TASK PROMPT: Pick out each line below containing "React".

-- Begin DATASET EXTRACT --

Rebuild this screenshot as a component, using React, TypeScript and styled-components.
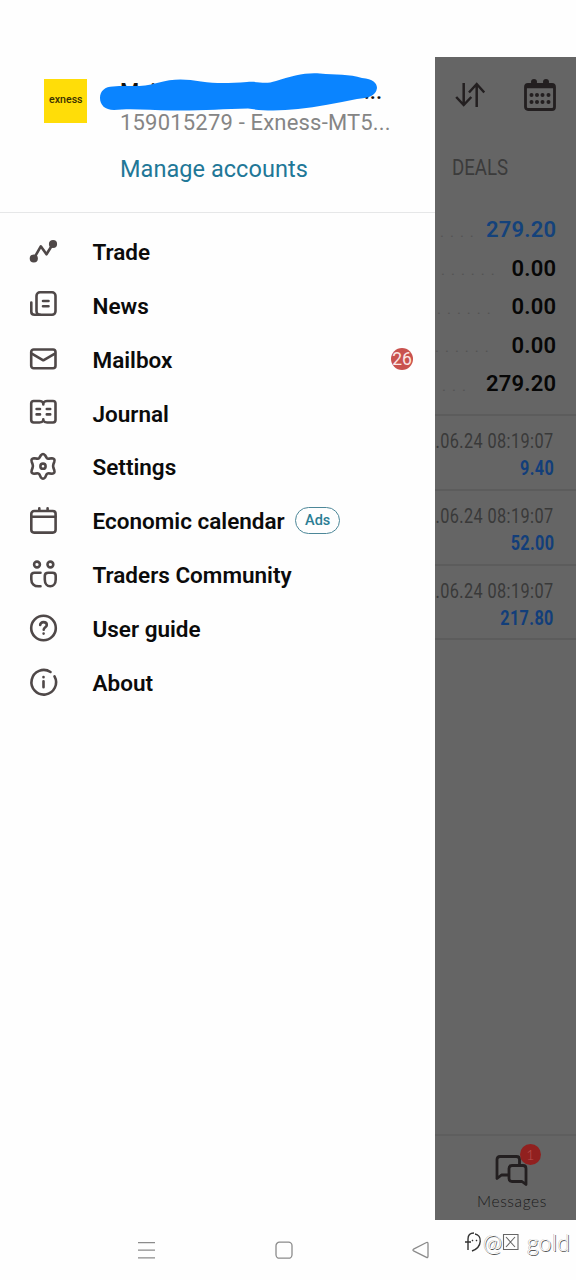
import React from "react";
import styled, { createGlobalStyle } from "styled-components";

const GlobalStyle = createGlobalStyle`
  * { box-sizing: border-box; }
  body { margin: 0; background: #fefefe; font-family: Roboto, "Liberation Sans", sans-serif; }
`;

const Screen = styled.div`
  width: 576px;
  height: 1280px;
  padding-top: 57px;
  background: #fefefe;
  display: flex;
  flex-direction: column;
  overflow: hidden;
`;

const Main = styled.main`
  display: flex;
  height: 1163px;
`;

const Drawer = styled.aside`
  width: 435px;
  display: flex;
  flex-direction: column;
`;

const Account = styled.header`
  height: 156px;
  padding: 22px 0 0 44px;
  display: flex;
  gap: 33px;
  border-bottom: 1.5px solid #e6e7e8;
`;

const Logo = styled.div`
  width: 43px;
  height: 44px;
  flex: none;
  background: #ffdd08;
  color: #3a3000;
  font: 500 10px/42px Roboto, sans-serif;
  text-align: center;

  span {
    display: inline-block;
    transform: scaleX(1.06);
  }
`;

const AccountText = styled.div`
  display: flex;
  flex-direction: column;
  position: relative;
  padding-top: 1px;
`;

const OwnerName = styled.div`
  height: 27px;
  display: flex;
  justify-content: space-between;
  width: 262px;
  color: #111;
  font: 500 22px/24px Roboto, sans-serif;
`;

const Scribble = styled.svg`
  position: absolute;
  left: -21px;
  top: -6px;
`;

const AccountNumber = styled.div`
  color: #858585;
  font-size: 22px;
  line-height: 32px;
  letter-spacing: 0.19px;
  white-space: nowrap;
`;

const Manage = styled.a`
  margin-top: 15px;
  color: #217797;
  font-size: 23.5px;
  line-height: 31px;
  letter-spacing: 0.05px;
`;

const Menu = styled.nav`
  padding-top: 12px;
`;

const MenuRow = styled.div`
  height: 53.87px;
  padding-left: 29px;
  display: flex;
  align-items: center;
`;

const Icon = styled.svg`
  width: 28px;
  height: 28px;
  margin: 0 35.5px 2px 0;
  flex: none;
  overflow: visible;
  fill: none;
  stroke: #4f4848;
  stroke-width: 2.6;
  stroke-linecap: round;
  stroke-linejoin: round;
`;

const Label = styled.span`
  color: #0b0b0b;
  font-size: 22.5px;
  font-weight: 600;
  line-height: 28px;
  white-space: nowrap;
`;

const AdsPill = styled.span`
  width: 45px;
  height: 27px;
  margin: 0 0 2px 10.5px;
  border: 1.5px solid #4c8798;
  border-radius: 14px;
  color: #2b7d94;
  font: 500 14.5px/25px Roboto, sans-serif;
  text-align: center;
`;

const Count = styled.span`
  width: 22px;
  height: 22px;
  margin: 0 22px 2px auto;
  border-radius: 50%;
  background: #c9524e;
  color: #fbe6e4;
  font-size: 17.5px;
  line-height: 23px;
  display: flex;
  justify-content: center;
`;

const History = styled.section`
  width: 141px;
  background: #656565;
  display: flex;
  flex-direction: column;
  overflow: hidden;
`;

const Toolbar = styled.div`
  height: 76px;
  padding: 0 20px 0 20px;
  display: flex;
  align-items: center;
  justify-content: space-between;
`;

const TabLabel = styled.div`
  height: 69px;
  padding: 19px 0 0 17px;
  color: #3b3b3b;
  font-size: 22.5px;
  line-height: 30px;
  transform: scaleX(0.83);
  transform-origin: 17px 0;
`;

const Totals = styled.div`
  height: 214px;
  padding: 8px 20px 0 0;
  border-bottom: 2px solid #5c5c5c;
`;

const Total = styled.div`
  height: 38.5px;
  display: flex;
  align-items: center;
  justify-content: space-between;
  white-space: nowrap;
`;

const Leader = styled.span<{ $left: number }>`
  color: #535353;
  font-size: 15px;
  padding: 5px 0 0 ${(p) => p.$left}px;
  letter-spacing: 6px;
`;

const Amount = styled.span<{ $blue?: boolean }>`
  color: ${(p) => (p.$blue ? "#14427b" : "#070707")};
  font-size: 22px;
  font-weight: 600;
  letter-spacing: 0.2px;
  margin-right: -0.2px;
  padding-top: 1px;
`;

const Deal = styled.div`
  height: 74.8px;
  padding: 11px 22px 0 0;
  display: flex;
  flex-direction: column;
  align-items: flex-end;
  border-bottom: 2px solid #5c5c5c;
`;

const DealTime = styled.span`
  color: #393939;
  font-size: 20.5px;
  line-height: 28px;
  letter-spacing: 0.5px;
  white-space: nowrap;
  transform: scaleX(0.795);
  transform-origin: right;
`;

const Profit = styled.span`
  color: #123e7a;
  font-size: 20.5px;
  font-weight: 700;
  line-height: 26px;
  letter-spacing: 0.5px;
  transform: scaleX(0.79);
  transform-origin: right;
`;

const Messages = styled.div`
  height: 86px;
  margin-top: auto;
  padding: 18px 0 0 13px;
  border-top: 2px solid #5e5e5e;
  display: flex;
  flex-direction: column;
  align-items: center;
  color: #1a1a1a;
  font: 300 15.5px/20px Lato, sans-serif;
  letter-spacing: 0.6px;
`;

const MessageIcon = styled.div`
  position: relative;
  height: 37px;
`;

const MessageCount = styled.span`
  position: absolute;
  left: 25px;
  top: -10px;
  width: 21px;
  height: 21px;
  border-radius: 50%;
  background: #91201f;
  color: #b9524f;
  font: 300 14px/21px Lato, sans-serif;
  text-align: center;
`;

const SystemBar = styled.footer`
  height: 60px;
  padding-left: 137px;
  display: flex;
  align-items: center;
`;

const SystemIcon = styled.svg<{ $gap: number }>`
  width: 18px;
  height: 18px;
  margin-right: ${(p) => p.$gap}px;
  flex: none;
  fill: none;
  stroke: #8b8b8b;
  stroke-width: 1.3;
  stroke-linejoin: round;
`;

const Watermark = styled.div`
  display: flex;
  align-items: center;
  margin-top: -17px;
  color: #fff;
  font: 300 23px/28px Lato, sans-serif;
  letter-spacing: 0.3px;
  text-shadow: 0.8px 0.8px 0.5px #555, -0.4px -0.4px 0.5px #aaa;
  white-space: nowrap;
`;

const items: { label: string; icon: React.ReactNode; ads?: boolean; count?: number }[] = [
  {
    label: "Trade",
    icon: (
      <>
        <path d="M5 21.3L11.8 9.3L17.5 17.3L24 6.8" />
        <circle cx="4.8" cy="21.5" r="2.8" fill="#4f4848" />
        <circle cx="24" cy="7" r="2.8" fill="#4f4848" />
      </>
    ),
  },
  {
    label: "News",
    icon: (
      <>
        <rect x="7.5" y="1.3" width="19" height="22.5" rx="3.5" />
        <path d="M2.3 11.6V20.8C2.3 22.8 3.5 23.8 5.5 23.8H11M14 10H19.5M14 15.3H19.5" />
      </>
    ),
  },
  {
    label: "Mailbox",
    count: 26,
    icon: (
      <>
        <rect x="2.2" y="4.5" width="24.3" height="18.8" rx="2.5" />
        <path d="M3.2 8.8L14.3 15.3L25.5 8.8" />
      </>
    ),
  },
  {
    label: "Journal",
    icon: (
      <>
        <path d="M14.3 4.2C13.5 2.5 12 2 10.5 2H4.7C3 2 2.2 2.9 2.2 4.5V21.1C2.2 22.7 3 23.5 4.7 23.5H10.5C12 23.5 13.5 23 14.3 21.5C15.1 23 16.6 23.5 18.1 23.5H24C25.7 23.5 26.5 22.7 26.5 21.1V4.5C26.5 2.9 25.7 2 24 2H18.1C16.6 2 15.1 2.5 14.3 4.2ZM14.3 4.2V5.5M14.3 20.2V21.5" />
        <path d="M7.6 10H11M7.6 15.4H11M17.8 10H21.2M17.8 15.4H21.2" />
      </>
    ),
  },
  {
    label: "Settings",
    icon: (
      <>
        <path d="M11.9 3.3Q14 .8 16.1 3.3L17.6 5.7Q18.5 7 20.2 6.6L22.9 6.2Q26.3 6.7 25.3 9.7L24.4 12.2Q23.8 14 24.4 15.8L25.3 18.3Q26.3 21.3 22.9 21.8L20.2 21.4Q18.5 21 17.6 22.3L16.1 25.5Q14 28 11.9 25.5L10.4 22.3Q9.5 21 7.8 21.4L5.1 21.8Q1.7 21.3 2.7 18.3L3.6 15.8Q4.2 14 3.6 12.2L2.7 9.7Q1.7 6.7 5.1 6.2L7.8 6.6Q9.5 7 10.4 5.7Z" />
        <circle cx="14" cy="14.2" r="2.6" />
      </>
    ),
  },
  {
    label: "Economic calendar",
    ads: true,
    icon: (
      <>
        <rect x="2.3" y="5" width="24.3" height="21.6" rx="2.8" />
        <path d="M2.5 10.8H26.4M10.3 2.3V4.5M18.6 2.3V4.5" />
      </>
    ),
  },
  {
    label: "Traders Community",
    icon: (
      <>
        <circle cx="8" cy="4.5" r="2.9" />
        <circle cx="21.4" cy="4.5" r="2.9" />
        <path d="M11.5 12.7H5.4C3.4 12.7 2.3 13.7 2.3 15.7V19.2C2.3 23.8 5.3 26.3 9.5 26.3H11.5" />
        <path d="M19.3 12.7H23.5C25.6 12.7 26.7 13.7 26.7 15.7V19.4C26.7 23.7 24.3 26.3 21.2 26.3S15.8 23.7 15.8 19.4V15.7C15.8 13.7 17 12.7 19.3 12.7Z" />
      </>
    ),
  },
  {
    label: "User guide",
    icon: (
      <>
        <circle cx="14.5" cy="14" r="12.3" />
        <path d="M11.2 11C11.2 9.2 12.5 8.1 14.5 8.1S17.8 9.2 17.8 10.9C17.8 13.2 14.7 13.2 14.7 15.7M14.6 19.5V19.6" />
      </>
    ),
  },
  {
    label: "About",
    icon: (
      <>
        <path d="M21.5 4A12.3 12.3 0 1 0 25.5 8.3M14.5 13.2V19.2M14.5 9.1V9.2" />
      </>
    ),
  },
];

const totals = [
  { value: "279.20", dots: "....", left: 5, blue: true },
  { value: "0.00", dots: "......", left: 6 },
  { value: "0.00", dots: "......", left: 2 },
  { value: "0.00", dots: "......", left: 0 },
  { value: "279.20", dots: "...", left: 7 },
];

const deals = ["9.40", "52.00", "217.80"];

export default function App() {
  return (
    <Screen>
      <GlobalStyle />
      <Main>
        <Drawer>
          <Account>
            <Logo>
              <span>exness</span>
            </Logo>
            <AccountText>
              <OwnerName>
                <span>M&nbsp;&nbsp;i</span>
                <span>...</span>
              </OwnerName>
              <Scribble width="282" height="42" viewBox="0 0 282 42">
                <path
                  fill="#0a84ff"
                  d="M1 25C1 18 6 13.5 14 13.5C30 12 43 15 58 10C75 5 87 6 102 8.5C119 11 131 10 148 9C160 8 165 12 177 8C192 3 208 -1 221 .5C236 2 251 1 263 5C274 6 278 10 278 15C277 23 269 25 258 26C238 30 218 34 199 36C181 38 163 38 149 35.5C124 36 100 38 72 37.5C51 37 31 35 15 37C6 37 1 32 1 25Z"
                />
              </Scribble>
              <AccountNumber>159015279 - Exness-MT5...</AccountNumber>
              <Manage>Manage accounts</Manage>
            </AccountText>
          </Account>
          <Menu>
            {items.map((item) => (
              <MenuRow key={item.label}>
                <Icon viewBox="0 0 28 28">{item.icon}</Icon>
                <Label>{item.label}</Label>
                {item.ads && <AdsPill>Ads</AdsPill>}
                {item.count && <Count>{item.count}</Count>}
              </MenuRow>
            ))}
          </Menu>
        </Drawer>
        <History>
          <Toolbar>
            <svg width="30" height="28" viewBox="0 0 30 28" fill="none" stroke="#231f20" strokeWidth="2.5">
              <path d="M8.7 2V24M1.2 16L8.7 24L16.3 16M21.7 26V3M14 11.5L21.7 3L29.3 11.5" />
            </svg>
            <svg width="32" height="34" viewBox="0 0 32 34" fill="none" stroke="#231f20" strokeWidth="2.8">
              <rect x="1.5" y="6.5" width="29" height="25" rx="2.5" />
              <path d="M2 8.5H30" strokeWidth="3.5" />
              <g fill="#231f20" stroke="none">
                <circle cx="10" cy="4" r="3" />
                <circle cx="22" cy="4" r="3" />
                {[7.5, 13, 18.5, 24.5].map((x) => (
                  <React.Fragment key={x}>
                    <circle cx={x} cy="17" r="2" />
                    <circle cx={x} cy="24" r="2" />
                  </React.Fragment>
                ))}
              </g>
            </svg>
          </Toolbar>
          <TabLabel>DEALS</TabLabel>
          <Totals>
            {totals.map((t, i) => (
              <Total key={i}>
                <Leader $left={t.left}>{t.dots}</Leader>
                <Amount $blue={t.blue}>{t.value}</Amount>
              </Total>
            ))}
          </Totals>
          {deals.map((profit) => (
            <Deal key={profit}>
              <DealTime>.06.24 08:19:07</DealTime>
              <Profit>{profit}</Profit>
            </Deal>
          ))}
          <Messages>
            <MessageIcon>
              <svg width="34" height="32" viewBox="0 0 34 32" fill="none" stroke="#231f20" strokeWidth="2.8" strokeLinejoin="round">
                <path d="M13.5 21H6.5L2 24.5V5.5C2 3.5 3 2.5 5 2.5H21.5C23.5 2.5 24.5 3.5 24.5 5.5V10" />
                <path d="M17 11.5H28C30 11.5 31 12.5 31 14.5V30.5L27 27.5H17C15 27.5 14 26.5 14 24.5V14.5C14 12.5 15 11.5 17 11.5Z" />
              </svg>
              <MessageCount>1</MessageCount>
            </MessageIcon>
            Messages
          </Messages>
        </History>
      </Main>
      <SystemBar>
        <SystemIcon $gap={120} viewBox="0 0 18 18">
          <path d="M1 1.6H18M1 9.2H18M1 16.8H18" />
        </SystemIcon>
        <SystemIcon $gap={119} viewBox="0 0 18 18">
          <rect x="1" y="1.2" width="16" height="16" rx="3.5" />
        </SystemIcon>
        <SystemIcon $gap={34} viewBox="0 0 18 18">
          <path d="M1.5 8.2L14.5 1.5Q16 1 16 2.7V15.3Q16 17 14.5 16.3L1.5 9.8Q.3 9 1.5 8.2Z" />
        </SystemIcon>
        <Watermark>
          <svg width="19" height="24" viewBox="0 0 19 24" fill="none" stroke="#333" strokeWidth="1.4">
            <path d="M1 12H7M4 20V9C4 5 6 3 10 3M11 4C18 5 19 17 8 21M8 11L9 10M12 11L13 10" />
          </svg>
          @
          <svg width="18" height="18" viewBox="0 0 18 18" fill="none" stroke="#666" strokeWidth="1.1">
            <path d="M1.5 1.5H16V16.5H1.5ZM4 4L13 14M13 4L4 14" />
          </svg>
          &nbsp;gold
        </Watermark>
      </SystemBar>
    </Screen>
  );
}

-- End DATASET EXTRACT --

WRITTEN ANSWER:
Rebuild this screenshot as a component, using React, TypeScript and styled-components.
import React from "react";
const items: { label: string; icon: React.ReactNode; ads?: boolean; count?: number }[] = [
                  <React.Fragment key={x}>
                  </React.Fragment>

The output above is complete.